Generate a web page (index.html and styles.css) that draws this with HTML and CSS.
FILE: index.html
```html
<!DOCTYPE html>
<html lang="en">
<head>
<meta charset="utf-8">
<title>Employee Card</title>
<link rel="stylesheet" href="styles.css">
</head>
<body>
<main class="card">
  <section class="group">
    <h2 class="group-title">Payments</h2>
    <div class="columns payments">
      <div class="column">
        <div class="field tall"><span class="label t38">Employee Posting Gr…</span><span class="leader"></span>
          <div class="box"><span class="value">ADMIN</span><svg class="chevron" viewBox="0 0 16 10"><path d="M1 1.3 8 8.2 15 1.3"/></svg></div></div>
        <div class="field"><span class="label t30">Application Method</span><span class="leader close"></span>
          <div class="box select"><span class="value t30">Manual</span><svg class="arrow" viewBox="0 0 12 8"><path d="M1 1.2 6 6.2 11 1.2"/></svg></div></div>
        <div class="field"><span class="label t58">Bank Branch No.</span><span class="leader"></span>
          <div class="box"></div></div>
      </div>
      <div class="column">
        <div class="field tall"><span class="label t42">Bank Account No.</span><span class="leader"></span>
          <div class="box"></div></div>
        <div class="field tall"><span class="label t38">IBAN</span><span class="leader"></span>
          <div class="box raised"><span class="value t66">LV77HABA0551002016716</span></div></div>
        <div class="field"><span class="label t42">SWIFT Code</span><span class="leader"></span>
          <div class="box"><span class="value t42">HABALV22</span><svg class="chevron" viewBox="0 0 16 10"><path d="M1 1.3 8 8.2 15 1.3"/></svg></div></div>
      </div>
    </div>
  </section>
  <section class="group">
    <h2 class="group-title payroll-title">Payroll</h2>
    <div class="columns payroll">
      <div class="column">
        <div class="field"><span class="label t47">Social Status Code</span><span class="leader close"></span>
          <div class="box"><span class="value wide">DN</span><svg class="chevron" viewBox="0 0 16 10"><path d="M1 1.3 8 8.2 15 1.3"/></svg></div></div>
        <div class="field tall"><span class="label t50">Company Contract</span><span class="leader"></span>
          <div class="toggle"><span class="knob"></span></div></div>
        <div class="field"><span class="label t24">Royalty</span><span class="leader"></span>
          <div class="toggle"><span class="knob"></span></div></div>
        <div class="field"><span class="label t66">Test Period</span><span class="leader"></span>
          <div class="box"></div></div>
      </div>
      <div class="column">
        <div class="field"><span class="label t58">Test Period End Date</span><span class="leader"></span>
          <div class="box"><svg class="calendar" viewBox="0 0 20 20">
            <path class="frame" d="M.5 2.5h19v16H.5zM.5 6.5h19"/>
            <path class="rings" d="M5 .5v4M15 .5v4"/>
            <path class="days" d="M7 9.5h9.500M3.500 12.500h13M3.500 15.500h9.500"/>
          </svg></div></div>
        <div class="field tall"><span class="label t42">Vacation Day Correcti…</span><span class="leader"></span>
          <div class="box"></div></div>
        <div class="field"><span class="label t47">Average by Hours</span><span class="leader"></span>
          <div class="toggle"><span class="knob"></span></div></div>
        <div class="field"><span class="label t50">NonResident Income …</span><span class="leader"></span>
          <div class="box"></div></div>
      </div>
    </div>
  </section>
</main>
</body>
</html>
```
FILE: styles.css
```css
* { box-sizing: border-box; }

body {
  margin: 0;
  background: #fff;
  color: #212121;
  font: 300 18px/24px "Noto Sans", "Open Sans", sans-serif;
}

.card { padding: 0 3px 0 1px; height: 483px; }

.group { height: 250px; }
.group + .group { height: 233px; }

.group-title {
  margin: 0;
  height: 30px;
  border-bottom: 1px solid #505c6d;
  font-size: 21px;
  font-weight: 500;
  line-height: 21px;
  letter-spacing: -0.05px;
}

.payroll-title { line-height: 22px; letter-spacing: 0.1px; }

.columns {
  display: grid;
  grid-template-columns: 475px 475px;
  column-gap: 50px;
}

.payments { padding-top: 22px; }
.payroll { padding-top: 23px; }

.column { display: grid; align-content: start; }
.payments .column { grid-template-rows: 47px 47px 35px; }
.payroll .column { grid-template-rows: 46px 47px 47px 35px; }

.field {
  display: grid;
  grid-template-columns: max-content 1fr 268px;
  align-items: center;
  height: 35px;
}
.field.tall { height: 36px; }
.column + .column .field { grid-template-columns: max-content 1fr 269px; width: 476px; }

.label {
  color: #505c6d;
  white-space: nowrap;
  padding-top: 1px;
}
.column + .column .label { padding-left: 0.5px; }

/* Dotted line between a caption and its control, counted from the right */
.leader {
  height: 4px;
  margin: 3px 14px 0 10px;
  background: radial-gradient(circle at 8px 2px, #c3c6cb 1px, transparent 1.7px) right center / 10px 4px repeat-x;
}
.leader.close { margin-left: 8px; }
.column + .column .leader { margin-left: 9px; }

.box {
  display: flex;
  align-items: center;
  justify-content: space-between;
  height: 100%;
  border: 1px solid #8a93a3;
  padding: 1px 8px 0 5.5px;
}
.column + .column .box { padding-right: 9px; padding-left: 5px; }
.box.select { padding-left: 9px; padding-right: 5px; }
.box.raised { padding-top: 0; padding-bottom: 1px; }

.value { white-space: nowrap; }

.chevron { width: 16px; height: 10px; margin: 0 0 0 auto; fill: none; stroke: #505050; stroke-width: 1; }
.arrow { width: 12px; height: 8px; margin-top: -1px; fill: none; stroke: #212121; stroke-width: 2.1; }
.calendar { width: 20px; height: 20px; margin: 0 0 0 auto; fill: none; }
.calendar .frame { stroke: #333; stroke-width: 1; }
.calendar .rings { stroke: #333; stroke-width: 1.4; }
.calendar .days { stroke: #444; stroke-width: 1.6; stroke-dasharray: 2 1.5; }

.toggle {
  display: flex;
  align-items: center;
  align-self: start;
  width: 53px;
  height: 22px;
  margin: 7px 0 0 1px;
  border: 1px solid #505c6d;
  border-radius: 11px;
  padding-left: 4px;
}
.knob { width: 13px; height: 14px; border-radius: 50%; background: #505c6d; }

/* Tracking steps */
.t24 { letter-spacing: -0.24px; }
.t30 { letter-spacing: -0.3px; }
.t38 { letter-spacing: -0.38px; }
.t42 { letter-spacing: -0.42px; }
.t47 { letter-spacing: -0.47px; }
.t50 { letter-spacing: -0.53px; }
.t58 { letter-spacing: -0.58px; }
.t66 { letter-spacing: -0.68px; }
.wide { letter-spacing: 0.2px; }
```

──────────────────────────────

Extract each line of the material exactly as it stands.

▶ _Solution to this problem_:
Generate a web page (index.html and styles.css) that draws this with HTML and CSS.
FILE: index.html
```html
<!DOCTYPE html>
<html lang="en">
<head>
<meta charset="utf-8">
<title>Employee Card</title>
<link rel="stylesheet" href="styles.css">
</head>
<body>
<main class="card">
  <section class="group">
    <h2 class="group-title">Payments</h2>
    <div class="columns payments">
      <div class="column">
        <div class="field tall"><span class="label t38">Employee Posting Gr…</span><span class="leader"></span>
          <div class="box"><span class="value">ADMIN</span><svg class="chevron" viewBox="0 0 16 10"><path d="M1 1.3 8 8.2 15 1.3"/></svg></div></div>
        <div class="field"><span class="label t30">Application Method</span><span class="leader close"></span>
          <div class="box select"><span class="value t30">Manual</span><svg class="arrow" viewBox="0 0 12 8"><path d="M1 1.2 6 6.2 11 1.2"/></svg></div></div>
        <div class="field"><span class="label t58">Bank Branch No.</span><span class="leader"></span>
          <div class="box"></div></div>
      </div>
      <div class="column">
        <div class="field tall"><span class="label t42">Bank Account No.</span><span class="leader"></span>
          <div class="box"></div></div>
        <div class="field tall"><span class="label t38">IBAN</span><span class="leader"></span>
          <div class="box raised"><span class="value t66">LV77HABA0551002016716</span></div></div>
        <div class="field"><span class="label t42">SWIFT Code</span><span class="leader"></span>
          <div class="box"><span class="value t42">HABALV22</span><svg class="chevron" viewBox="0 0 16 10"><path d="M1 1.3 8 8.2 15 1.3"/></svg></div></div>
      </div>
    </div>
  </section>
  <section class="group">
    <h2 class="group-title payroll-title">Payroll</h2>
    <div class="columns payroll">
      <div class="column">
        <div class="field"><span class="label t47">Social Status Code</span><span class="leader close"></span>
          <div class="box"><span class="value wide">DN</span><svg class="chevron" viewBox="0 0 16 10"><path d="M1 1.3 8 8.2 15 1.3"/></svg></div></div>
        <div class="field tall"><span class="label t50">Company Contract</span><span class="leader"></span>
          <div class="toggle"><span class="knob"></span></div></div>
        <div class="field"><span class="label t24">Royalty</span><span class="leader"></span>
          <div class="toggle"><span class="knob"></span></div></div>
        <div class="field"><span class="label t66">Test Period</span><span class="leader"></span>
          <div class="box"></div></div>
      </div>
      <div class="column">
        <div class="field"><span class="label t58">Test Period End Date</span><span class="leader"></span>
          <div class="box"><svg class="calendar" viewBox="0 0 20 20">
            <path class="frame" d="M.5 2.5h19v16H.5zM.5 6.5h19"/>
            <path class="rings" d="M5 .5v4M15 .5v4"/>
            <path class="days" d="M7 9.5h9.500M3.500 12.500h13M3.500 15.500h9.500"/>
          </svg></div></div>
        <div class="field tall"><span class="label t42">Vacation Day Correcti…</span><span class="leader"></span>
          <div class="box"></div></div>
        <div class="field"><span class="label t47">Average by Hours</span><span class="leader"></span>
          <div class="toggle"><span class="knob"></span></div></div>
        <div class="field"><span class="label t50">NonResident Income …</span><span class="leader"></span>
          <div class="box"></div></div>
      </div>
    </div>
  </section>
</main>
</body>
</html>
```
FILE: styles.css
```css
* { box-sizing: border-box; }

body {
  margin: 0;
  background: #fff;
  color: #212121;
  font: 300 18px/24px "Noto Sans", "Open Sans", sans-serif;
}

.card { padding: 0 3px 0 1px; height: 483px; }

.group { height: 250px; }
.group + .group { height: 233px; }

.group-title {
  margin: 0;
  height: 30px;
  border-bottom: 1px solid #505c6d;
  font-size: 21px;
  font-weight: 500;
  line-height: 21px;
  letter-spacing: -0.05px;
}

.payroll-title { line-height: 22px; letter-spacing: 0.1px; }

.columns {
  display: grid;
  grid-template-columns: 475px 475px;
  column-gap: 50px;
}

.payments { padding-top: 22px; }
.payroll { padding-top: 23px; }

.column { display: grid; align-content: start; }
.payments .column { grid-template-rows: 47px 47px 35px; }
.payroll .column { grid-template-rows: 46px 47px 47px 35px; }

.field {
  display: grid;
  grid-template-columns: max-content 1fr 268px;
  align-items: center;
  height: 35px;
}
.field.tall { height: 36px; }
.column + .column .field { grid-template-columns: max-content 1fr 269px; width: 476px; }

.label {
  color: #505c6d;
  white-space: nowrap;
  padding-top: 1px;
}
.column + .column .label { padding-left: 0.5px; }

/* Dotted line between a caption and its control, counted from the right */
.leader {
  height: 4px;
  margin: 3px 14px 0 10px;
  background: radial-gradient(circle at 8px 2px, #c3c6cb 1px, transparent 1.7px) right center / 10px 4px repeat-x;
}
.leader.close { margin-left: 8px; }
.column + .column .leader { margin-left: 9px; }

.box {
  display: flex;
  align-items: center;
  justify-content: space-between;
  height: 100%;
  border: 1px solid #8a93a3;
  padding: 1px 8px 0 5.5px;
}
.column + .column .box { padding-right: 9px; padding-left: 5px; }
.box.select { padding-left: 9px; padding-right: 5px; }
.box.raised { padding-top: 0; padding-bottom: 1px; }

.value { white-space: nowrap; }

.chevron { width: 16px; height: 10px; margin: 0 0 0 auto; fill: none; stroke: #505050; stroke-width: 1; }
.arrow { width: 12px; height: 8px; margin-top: -1px; fill: none; stroke: #212121; stroke-width: 2.1; }
.calendar { width: 20px; height: 20px; margin: 0 0 0 auto; fill: none; }
.calendar .frame { stroke: #333; stroke-width: 1; }
.calendar .rings { stroke: #333; stroke-width: 1.4; }
.calendar .days { stroke: #444; stroke-width: 1.6; stroke-dasharray: 2 1.5; }

.toggle {
  display: flex;
  align-items: center;
  align-self: start;
  width: 53px;
  height: 22px;
  margin: 7px 0 0 1px;
  border: 1px solid #505c6d;
  border-radius: 11px;
  padding-left: 4px;
}
.knob { width: 13px; height: 14px; border-radius: 50%; background: #505c6d; }

/* Tracking steps */
.t24 { letter-spacing: -0.24px; }
.t30 { letter-spacing: -0.3px; }
.t38 { letter-spacing: -0.38px; }
.t42 { letter-spacing: -0.42px; }
.t47 { letter-spacing: -0.47px; }
.t50 { letter-spacing: -0.53px; }
.t58 { letter-spacing: -0.58px; }
.t66 { letter-spacing: -0.68px; }
.wide { letter-spacing: 0.2px; }
```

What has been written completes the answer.